• **Written instruction**
In the lines below, find how many contain the word "this" and report that figure alone.

• **Dataset extract**
-----

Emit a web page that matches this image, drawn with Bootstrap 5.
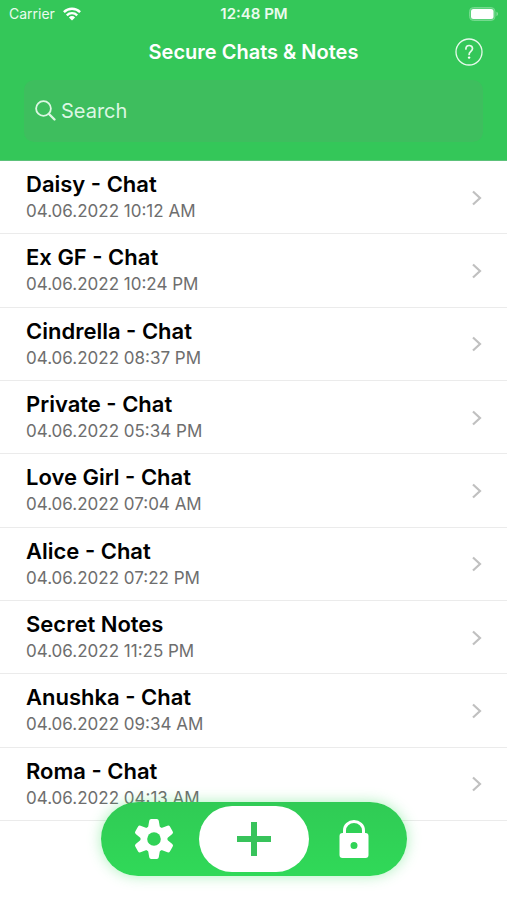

-----

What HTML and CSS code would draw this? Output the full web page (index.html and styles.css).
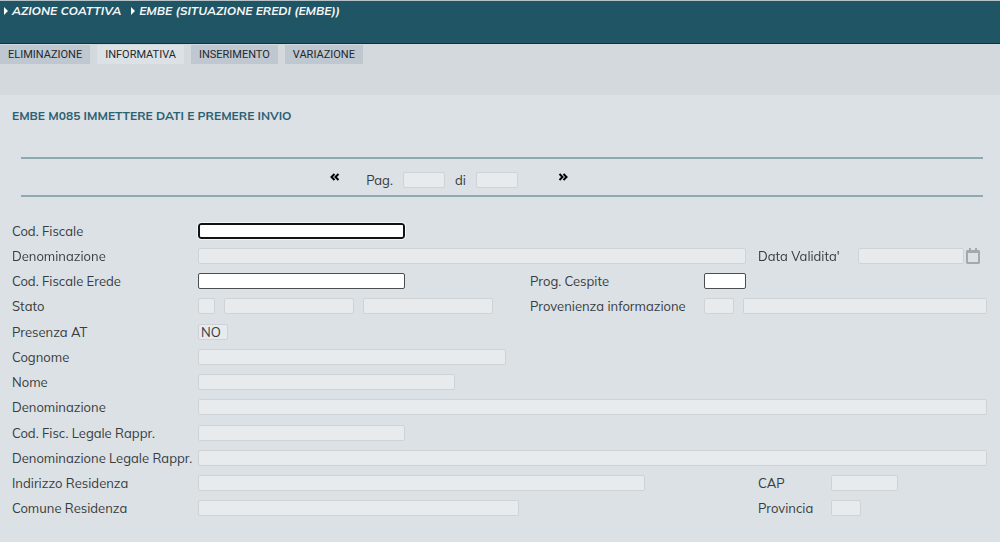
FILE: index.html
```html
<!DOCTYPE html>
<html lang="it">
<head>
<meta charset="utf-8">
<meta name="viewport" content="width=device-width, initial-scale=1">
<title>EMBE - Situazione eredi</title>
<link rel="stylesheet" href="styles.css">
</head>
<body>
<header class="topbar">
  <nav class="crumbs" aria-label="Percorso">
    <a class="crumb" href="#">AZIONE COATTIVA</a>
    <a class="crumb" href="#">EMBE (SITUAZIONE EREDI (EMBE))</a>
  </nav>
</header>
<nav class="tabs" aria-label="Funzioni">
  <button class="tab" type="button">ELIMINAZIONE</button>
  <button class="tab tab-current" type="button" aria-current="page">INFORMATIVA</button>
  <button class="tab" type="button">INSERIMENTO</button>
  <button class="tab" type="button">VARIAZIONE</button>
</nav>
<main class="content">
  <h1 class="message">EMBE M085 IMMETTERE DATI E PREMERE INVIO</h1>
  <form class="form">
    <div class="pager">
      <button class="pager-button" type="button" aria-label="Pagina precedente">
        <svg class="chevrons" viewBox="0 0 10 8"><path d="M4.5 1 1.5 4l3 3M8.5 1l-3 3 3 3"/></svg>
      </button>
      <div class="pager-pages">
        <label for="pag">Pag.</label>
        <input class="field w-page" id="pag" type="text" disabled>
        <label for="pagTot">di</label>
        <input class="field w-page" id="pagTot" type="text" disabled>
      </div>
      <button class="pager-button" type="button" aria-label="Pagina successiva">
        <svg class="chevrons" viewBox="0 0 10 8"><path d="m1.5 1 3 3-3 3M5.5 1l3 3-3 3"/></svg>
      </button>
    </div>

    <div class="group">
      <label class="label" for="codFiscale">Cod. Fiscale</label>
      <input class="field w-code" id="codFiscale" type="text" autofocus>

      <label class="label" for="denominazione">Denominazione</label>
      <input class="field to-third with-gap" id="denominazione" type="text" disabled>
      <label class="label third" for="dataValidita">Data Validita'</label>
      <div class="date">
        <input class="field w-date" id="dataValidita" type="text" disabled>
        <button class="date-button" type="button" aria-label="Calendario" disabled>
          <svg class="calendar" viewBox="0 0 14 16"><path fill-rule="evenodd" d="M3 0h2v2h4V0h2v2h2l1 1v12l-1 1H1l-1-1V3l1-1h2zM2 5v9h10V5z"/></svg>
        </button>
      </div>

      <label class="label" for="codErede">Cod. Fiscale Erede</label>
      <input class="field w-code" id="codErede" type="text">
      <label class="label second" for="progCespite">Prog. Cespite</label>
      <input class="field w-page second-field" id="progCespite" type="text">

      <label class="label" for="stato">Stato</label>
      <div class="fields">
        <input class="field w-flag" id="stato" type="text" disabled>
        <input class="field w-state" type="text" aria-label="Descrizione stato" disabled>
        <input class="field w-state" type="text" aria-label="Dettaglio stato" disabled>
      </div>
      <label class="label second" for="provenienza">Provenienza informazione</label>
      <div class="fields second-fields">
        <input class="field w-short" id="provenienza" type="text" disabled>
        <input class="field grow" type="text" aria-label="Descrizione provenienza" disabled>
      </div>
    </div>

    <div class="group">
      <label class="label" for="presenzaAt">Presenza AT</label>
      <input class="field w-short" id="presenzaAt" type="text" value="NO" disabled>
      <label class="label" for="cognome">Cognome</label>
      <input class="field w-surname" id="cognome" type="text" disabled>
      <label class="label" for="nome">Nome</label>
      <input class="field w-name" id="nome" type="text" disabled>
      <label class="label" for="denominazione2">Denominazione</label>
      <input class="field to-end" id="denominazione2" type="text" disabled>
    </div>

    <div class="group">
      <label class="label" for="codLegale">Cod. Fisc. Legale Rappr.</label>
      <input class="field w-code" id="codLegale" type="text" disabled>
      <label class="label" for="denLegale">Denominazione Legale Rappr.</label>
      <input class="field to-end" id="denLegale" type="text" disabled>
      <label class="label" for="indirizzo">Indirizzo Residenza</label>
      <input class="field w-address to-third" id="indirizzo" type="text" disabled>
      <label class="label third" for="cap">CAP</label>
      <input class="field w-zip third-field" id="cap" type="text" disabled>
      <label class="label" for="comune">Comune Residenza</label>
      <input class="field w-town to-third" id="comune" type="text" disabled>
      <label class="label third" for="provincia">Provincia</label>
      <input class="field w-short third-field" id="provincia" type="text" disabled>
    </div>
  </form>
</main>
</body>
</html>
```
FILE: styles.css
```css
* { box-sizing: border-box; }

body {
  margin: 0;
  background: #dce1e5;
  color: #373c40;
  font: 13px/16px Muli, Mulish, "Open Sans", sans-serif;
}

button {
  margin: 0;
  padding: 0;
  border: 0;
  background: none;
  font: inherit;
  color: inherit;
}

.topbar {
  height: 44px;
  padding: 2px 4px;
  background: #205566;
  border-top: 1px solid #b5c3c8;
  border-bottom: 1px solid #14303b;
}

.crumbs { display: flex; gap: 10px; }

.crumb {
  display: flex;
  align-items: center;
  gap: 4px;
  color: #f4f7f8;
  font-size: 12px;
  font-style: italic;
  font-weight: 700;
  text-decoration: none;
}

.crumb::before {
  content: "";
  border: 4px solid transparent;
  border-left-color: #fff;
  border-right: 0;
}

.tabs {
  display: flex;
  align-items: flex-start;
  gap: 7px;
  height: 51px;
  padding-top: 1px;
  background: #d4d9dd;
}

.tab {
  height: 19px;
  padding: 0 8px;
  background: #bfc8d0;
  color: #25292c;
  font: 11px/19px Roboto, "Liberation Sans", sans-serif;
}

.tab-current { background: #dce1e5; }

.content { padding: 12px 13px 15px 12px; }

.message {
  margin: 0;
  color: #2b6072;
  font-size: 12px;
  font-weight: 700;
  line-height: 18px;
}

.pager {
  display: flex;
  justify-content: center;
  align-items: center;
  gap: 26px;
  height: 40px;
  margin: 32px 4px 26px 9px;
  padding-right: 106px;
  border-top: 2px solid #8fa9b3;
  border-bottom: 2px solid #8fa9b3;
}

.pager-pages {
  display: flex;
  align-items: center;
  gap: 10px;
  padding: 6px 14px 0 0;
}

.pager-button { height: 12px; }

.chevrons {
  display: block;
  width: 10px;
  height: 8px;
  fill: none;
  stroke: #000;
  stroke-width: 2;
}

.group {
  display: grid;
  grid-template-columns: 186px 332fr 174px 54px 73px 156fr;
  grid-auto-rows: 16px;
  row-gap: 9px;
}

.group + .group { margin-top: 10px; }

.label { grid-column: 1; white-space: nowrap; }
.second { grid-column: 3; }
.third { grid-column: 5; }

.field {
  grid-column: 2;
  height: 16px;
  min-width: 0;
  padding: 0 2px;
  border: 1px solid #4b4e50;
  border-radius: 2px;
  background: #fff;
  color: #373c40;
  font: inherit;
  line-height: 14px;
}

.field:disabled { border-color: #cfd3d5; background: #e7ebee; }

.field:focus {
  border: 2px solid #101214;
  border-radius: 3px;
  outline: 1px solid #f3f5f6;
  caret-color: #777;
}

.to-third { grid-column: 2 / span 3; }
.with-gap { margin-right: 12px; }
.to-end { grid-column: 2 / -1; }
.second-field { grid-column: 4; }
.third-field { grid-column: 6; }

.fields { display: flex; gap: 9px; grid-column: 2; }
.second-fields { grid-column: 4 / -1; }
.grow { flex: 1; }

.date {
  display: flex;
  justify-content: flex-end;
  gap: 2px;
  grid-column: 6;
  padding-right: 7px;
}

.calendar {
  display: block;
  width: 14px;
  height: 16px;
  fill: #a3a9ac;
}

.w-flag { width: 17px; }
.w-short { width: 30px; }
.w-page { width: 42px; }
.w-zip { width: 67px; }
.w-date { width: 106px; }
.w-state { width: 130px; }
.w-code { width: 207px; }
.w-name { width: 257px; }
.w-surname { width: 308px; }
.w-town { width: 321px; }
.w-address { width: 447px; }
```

-----

• **Answer**
2